#### RECORDS SHOWN
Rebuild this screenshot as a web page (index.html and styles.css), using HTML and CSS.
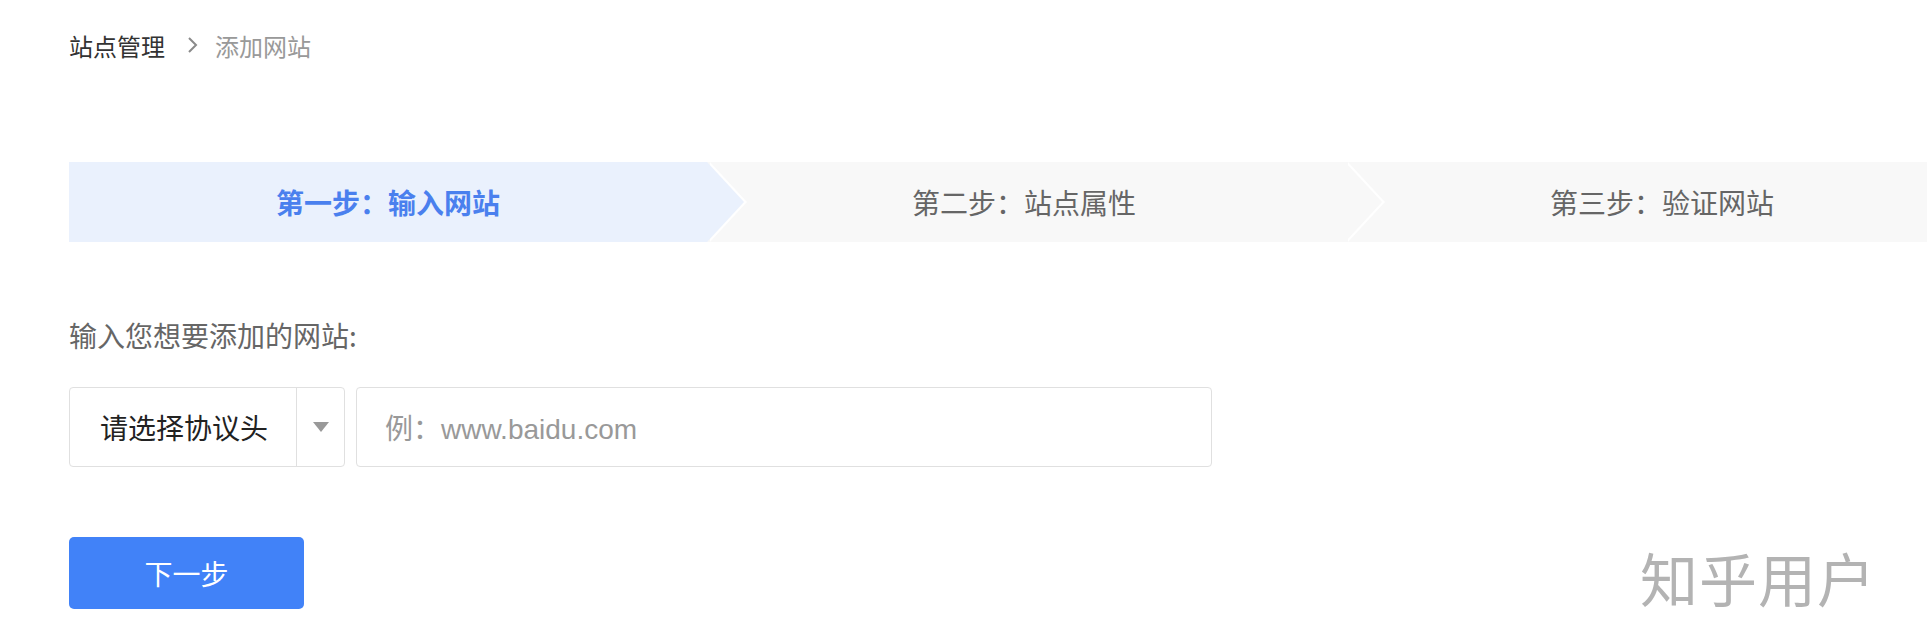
########
#### RECORDS SHOWN
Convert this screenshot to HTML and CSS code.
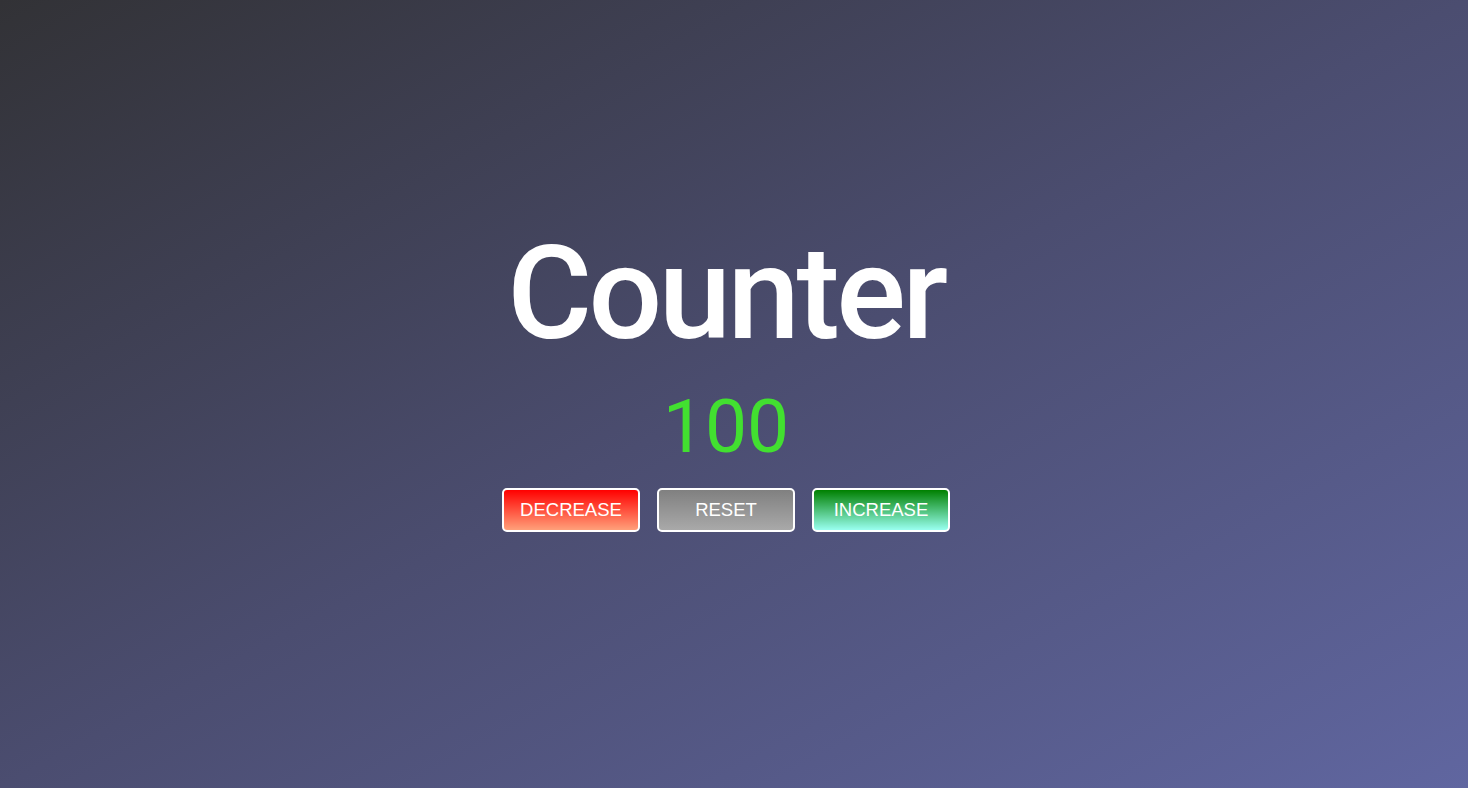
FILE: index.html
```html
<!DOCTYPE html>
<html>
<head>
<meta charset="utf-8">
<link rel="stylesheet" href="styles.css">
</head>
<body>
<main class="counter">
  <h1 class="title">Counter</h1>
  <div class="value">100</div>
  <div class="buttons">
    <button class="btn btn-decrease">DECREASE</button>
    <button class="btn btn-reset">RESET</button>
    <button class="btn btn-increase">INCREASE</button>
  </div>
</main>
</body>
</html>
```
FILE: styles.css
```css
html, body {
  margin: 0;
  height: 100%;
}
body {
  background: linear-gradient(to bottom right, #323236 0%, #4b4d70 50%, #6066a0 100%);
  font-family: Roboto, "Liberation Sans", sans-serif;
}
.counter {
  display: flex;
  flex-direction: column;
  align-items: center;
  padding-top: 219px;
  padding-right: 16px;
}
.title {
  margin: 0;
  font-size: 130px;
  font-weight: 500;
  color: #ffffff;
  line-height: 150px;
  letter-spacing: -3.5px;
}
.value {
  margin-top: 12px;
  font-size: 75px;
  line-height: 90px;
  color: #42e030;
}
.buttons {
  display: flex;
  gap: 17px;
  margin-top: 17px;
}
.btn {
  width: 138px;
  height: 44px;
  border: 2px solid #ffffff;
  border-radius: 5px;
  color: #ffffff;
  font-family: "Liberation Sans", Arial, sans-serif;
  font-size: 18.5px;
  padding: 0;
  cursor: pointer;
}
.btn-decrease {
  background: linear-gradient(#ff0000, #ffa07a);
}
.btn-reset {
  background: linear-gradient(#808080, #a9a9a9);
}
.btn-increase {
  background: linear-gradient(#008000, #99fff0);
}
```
########
#### RECORDS SHOWN
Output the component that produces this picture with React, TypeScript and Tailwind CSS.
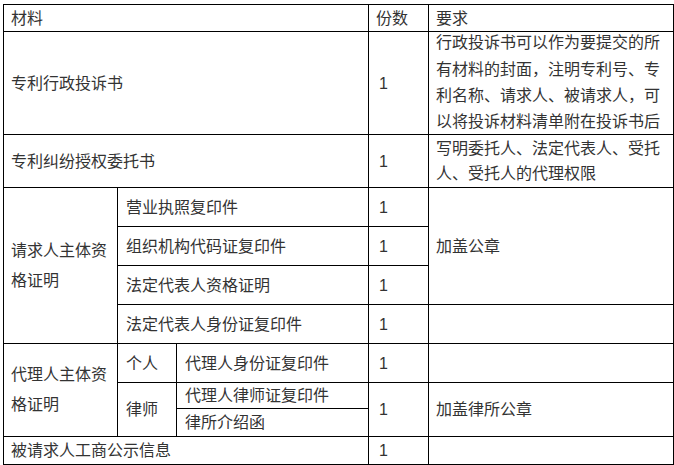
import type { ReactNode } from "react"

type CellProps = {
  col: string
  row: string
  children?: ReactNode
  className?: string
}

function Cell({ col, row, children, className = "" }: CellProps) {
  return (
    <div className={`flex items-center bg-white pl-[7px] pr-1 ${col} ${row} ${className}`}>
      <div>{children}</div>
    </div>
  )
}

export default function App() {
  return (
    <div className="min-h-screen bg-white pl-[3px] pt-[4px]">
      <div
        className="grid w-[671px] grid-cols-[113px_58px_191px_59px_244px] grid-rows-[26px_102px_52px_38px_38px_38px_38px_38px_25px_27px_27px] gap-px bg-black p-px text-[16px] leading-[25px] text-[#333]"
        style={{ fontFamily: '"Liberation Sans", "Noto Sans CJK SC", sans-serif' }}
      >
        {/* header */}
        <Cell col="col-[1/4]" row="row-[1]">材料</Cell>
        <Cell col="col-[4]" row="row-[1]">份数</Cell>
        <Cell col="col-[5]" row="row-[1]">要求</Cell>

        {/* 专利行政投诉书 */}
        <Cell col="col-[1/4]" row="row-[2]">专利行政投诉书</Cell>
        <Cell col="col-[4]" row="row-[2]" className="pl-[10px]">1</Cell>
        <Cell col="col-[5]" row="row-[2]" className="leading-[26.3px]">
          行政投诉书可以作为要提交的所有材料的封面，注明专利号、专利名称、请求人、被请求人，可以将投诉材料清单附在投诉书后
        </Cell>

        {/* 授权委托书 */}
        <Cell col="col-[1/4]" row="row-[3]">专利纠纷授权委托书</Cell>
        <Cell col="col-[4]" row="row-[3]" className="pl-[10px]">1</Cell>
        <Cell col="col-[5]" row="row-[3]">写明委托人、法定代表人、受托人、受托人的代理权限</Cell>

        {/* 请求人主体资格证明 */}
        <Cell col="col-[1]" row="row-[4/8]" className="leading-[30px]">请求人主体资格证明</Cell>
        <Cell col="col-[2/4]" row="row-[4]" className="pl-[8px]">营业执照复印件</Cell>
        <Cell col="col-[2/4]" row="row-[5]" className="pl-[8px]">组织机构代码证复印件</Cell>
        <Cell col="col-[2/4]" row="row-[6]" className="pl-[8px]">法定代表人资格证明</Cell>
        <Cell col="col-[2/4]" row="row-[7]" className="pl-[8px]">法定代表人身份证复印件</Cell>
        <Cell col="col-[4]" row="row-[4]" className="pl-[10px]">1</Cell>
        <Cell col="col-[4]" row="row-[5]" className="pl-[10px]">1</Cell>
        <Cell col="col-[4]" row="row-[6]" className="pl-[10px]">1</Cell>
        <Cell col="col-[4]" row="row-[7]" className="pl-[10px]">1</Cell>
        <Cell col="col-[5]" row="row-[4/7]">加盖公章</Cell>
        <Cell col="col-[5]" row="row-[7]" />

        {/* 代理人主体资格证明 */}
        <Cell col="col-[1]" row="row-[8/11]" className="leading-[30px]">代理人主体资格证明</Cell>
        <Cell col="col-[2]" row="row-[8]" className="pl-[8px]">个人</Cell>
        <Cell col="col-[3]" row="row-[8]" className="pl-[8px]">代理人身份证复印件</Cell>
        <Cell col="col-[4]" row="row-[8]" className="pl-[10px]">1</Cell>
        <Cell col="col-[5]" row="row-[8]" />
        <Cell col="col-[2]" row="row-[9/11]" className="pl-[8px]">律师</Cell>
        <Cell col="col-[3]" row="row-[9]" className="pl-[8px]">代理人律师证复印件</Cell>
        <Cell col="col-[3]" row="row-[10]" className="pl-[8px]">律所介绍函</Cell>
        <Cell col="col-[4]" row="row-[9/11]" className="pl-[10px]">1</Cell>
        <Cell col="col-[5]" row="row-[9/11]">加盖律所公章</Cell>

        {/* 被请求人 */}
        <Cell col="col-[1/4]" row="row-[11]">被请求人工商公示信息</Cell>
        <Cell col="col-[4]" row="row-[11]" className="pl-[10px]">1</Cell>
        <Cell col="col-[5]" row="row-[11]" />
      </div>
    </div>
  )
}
########
Write out every line of the listing that holds the word "styles".

### CORRECT RESULT
Rebuild this screenshot as a web page (index.html and styles.css), using HTML and CSS.
<link rel="stylesheet" href="styles.css">
FILE: styles.css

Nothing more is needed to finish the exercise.